The API Management (APIM) platform is a widely used technology that supports API Security, with more than 80% of the enterprises already using or planning to use it. An APIM platform handles Access Control and provides some Runtime Protection as a component of the API Gateway, primarily volumetric protection and basic policies when it comes to enforcing the API schema. It offers little to no cover for advanced API abuses and functional attacks. Additionally, it guarantees no support for security testing.
Despite turning the wheels of customer satisfaction and innovation and being relatively easy to use, it isn't easy to build, maintain and secure APIs. Some security professionals may be tempted to think that the many layers of data, network, cloud and application protection ate enough to cover their APIs. But in reality, this is not the case since every API has its unique functionality, making it vulnerable to functional attacks that have no signature that exploits unique design and application defects.
Existing general-purpose security solutions have gaps that compromise the ability to identify irregular usage by unauthenticated users effectively. In fact, according to security experts, protecting web APIs with traditional application security tools alone is ineffective. More than 50% of security leaders commented that general-purpose application security tools, like WAF and SAST/DAST, are not on their roadmap for API Security.

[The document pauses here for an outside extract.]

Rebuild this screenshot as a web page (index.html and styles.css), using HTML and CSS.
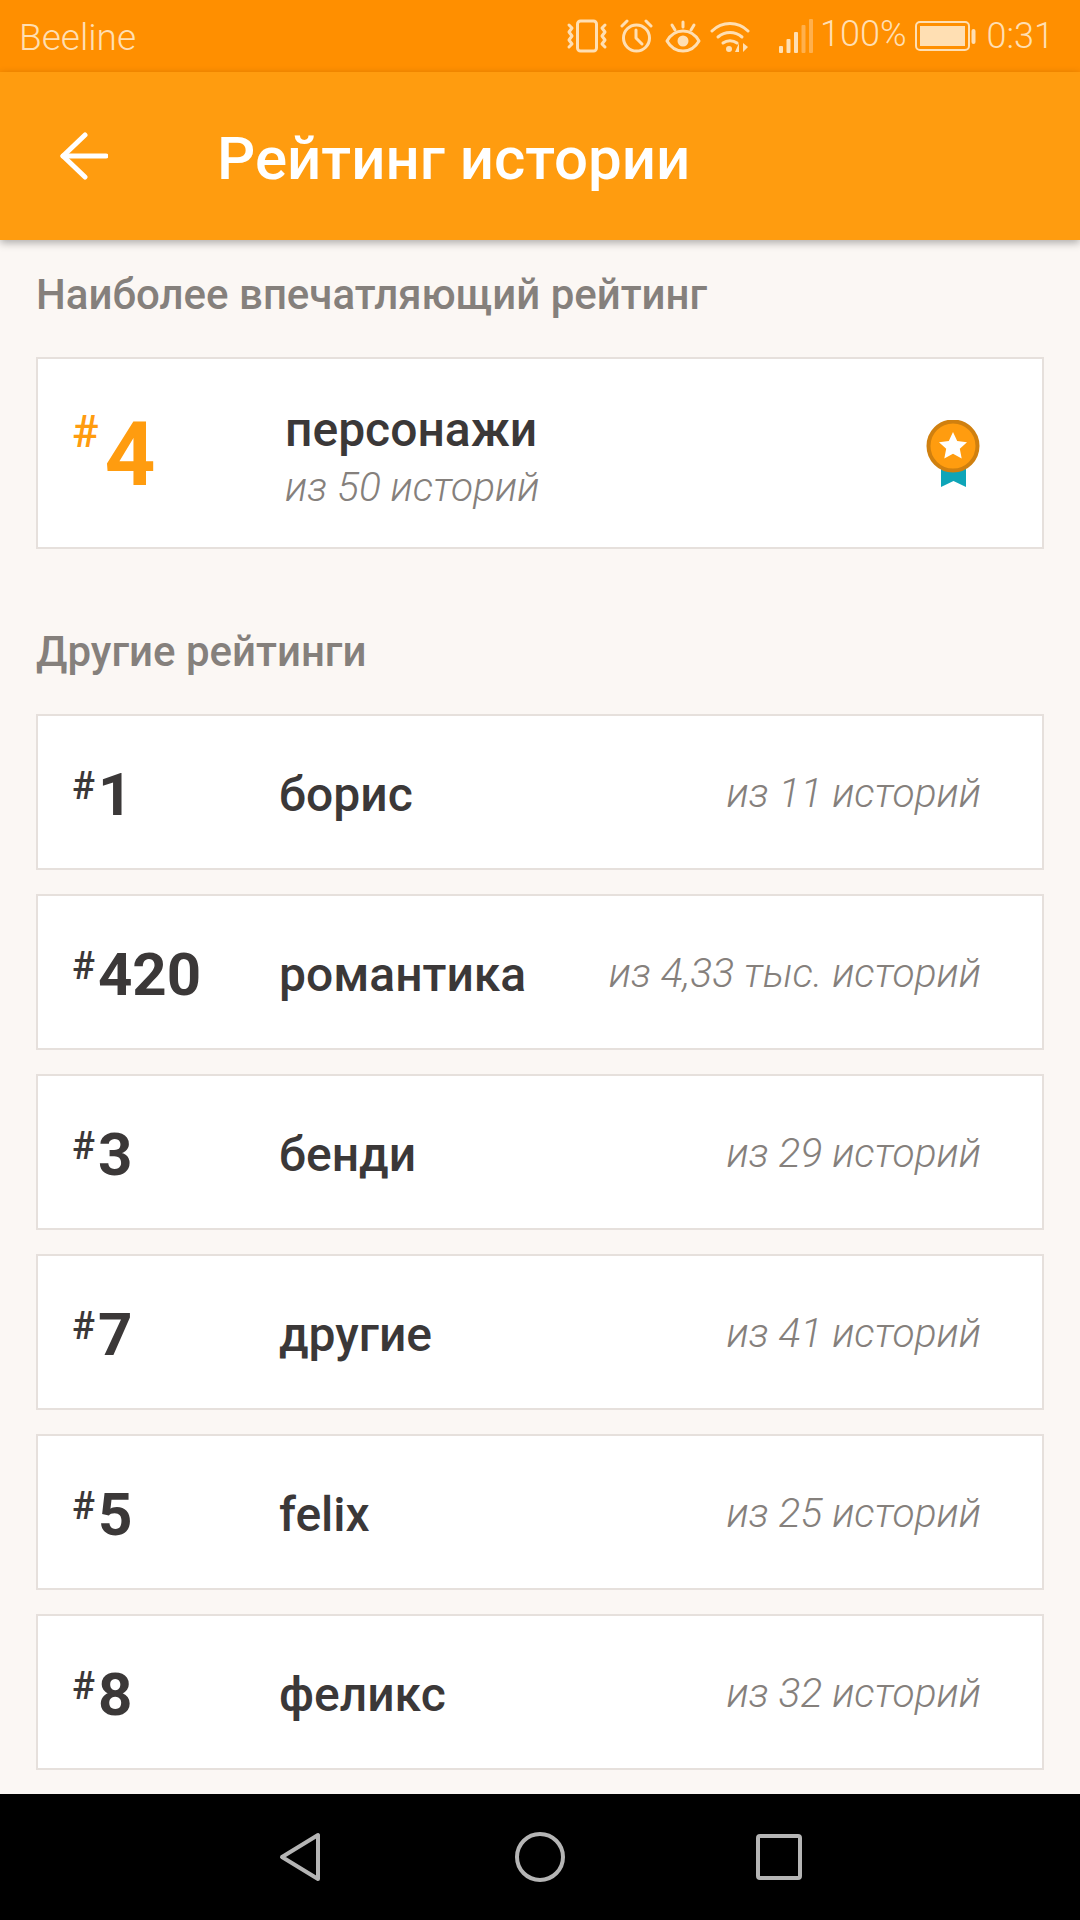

Access Control capabilities can be hindered by the inability to alert in case of abnormal field usage. In the context of Runtime Protection, these gaps reduce the APIs ability to guarantee protection from unique vulnerabilities. In this case, the problem lies in the inability to learn the application context to detect anomalies. Security Testing is also compromised when the API cannot perceive the business logic. Ultimately, this reduces the ability to prevent attacks that manipulate the functionality.

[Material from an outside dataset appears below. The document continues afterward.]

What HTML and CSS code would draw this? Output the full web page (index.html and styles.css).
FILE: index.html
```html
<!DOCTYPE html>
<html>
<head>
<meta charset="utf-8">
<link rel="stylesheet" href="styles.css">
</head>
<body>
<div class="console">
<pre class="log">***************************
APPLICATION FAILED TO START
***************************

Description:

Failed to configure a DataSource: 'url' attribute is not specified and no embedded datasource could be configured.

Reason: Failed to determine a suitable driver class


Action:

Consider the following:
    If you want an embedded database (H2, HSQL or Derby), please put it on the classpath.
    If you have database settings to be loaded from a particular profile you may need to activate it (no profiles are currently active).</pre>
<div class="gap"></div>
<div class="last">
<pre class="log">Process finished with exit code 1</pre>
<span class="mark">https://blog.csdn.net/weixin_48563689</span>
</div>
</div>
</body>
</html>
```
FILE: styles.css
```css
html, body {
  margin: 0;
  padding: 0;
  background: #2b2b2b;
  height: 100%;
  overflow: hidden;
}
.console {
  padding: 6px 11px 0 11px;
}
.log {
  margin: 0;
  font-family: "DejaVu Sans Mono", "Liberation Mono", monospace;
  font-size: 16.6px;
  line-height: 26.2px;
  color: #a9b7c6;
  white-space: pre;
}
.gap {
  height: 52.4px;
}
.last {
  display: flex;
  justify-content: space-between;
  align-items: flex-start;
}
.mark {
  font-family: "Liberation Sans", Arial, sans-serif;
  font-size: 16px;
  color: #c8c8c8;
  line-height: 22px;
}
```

With the expansion of the attack surface, many organizations recognize that their current tools are limited, but there is no viable alternative. Accordingly, this creates a need for new technologies for security testing and runtime protection to complement the APIM as part of the API security backbone.
The survey findings indicate that centralized integration teams are the go-to option for enterprises when it comes to handling API security. These integration teams can assume the form of dedicated API teams, centers of excellence or other entities.
While these teams typically operate the APIM platform, security leaders actually maintain that they should be responsible for API security. 42% of security leaders believe the security team should be in charge of API security, while in reality only in 28% of organizations this is the case.
This key finding exposes the challenge of responsibility that underlies enterprise API security. Addressing this issue requires collaboration to leverage the experience of traditional enterprise security areas, combined with deep understanding of the unique challenges presented by the nature of APIs.
The lack of a clear guiding framework for organizations in the context of API security reinforces the need for collaboration. Indeed, cooperation is an essential factor in helping enterprises achieve the ideal API security backbone.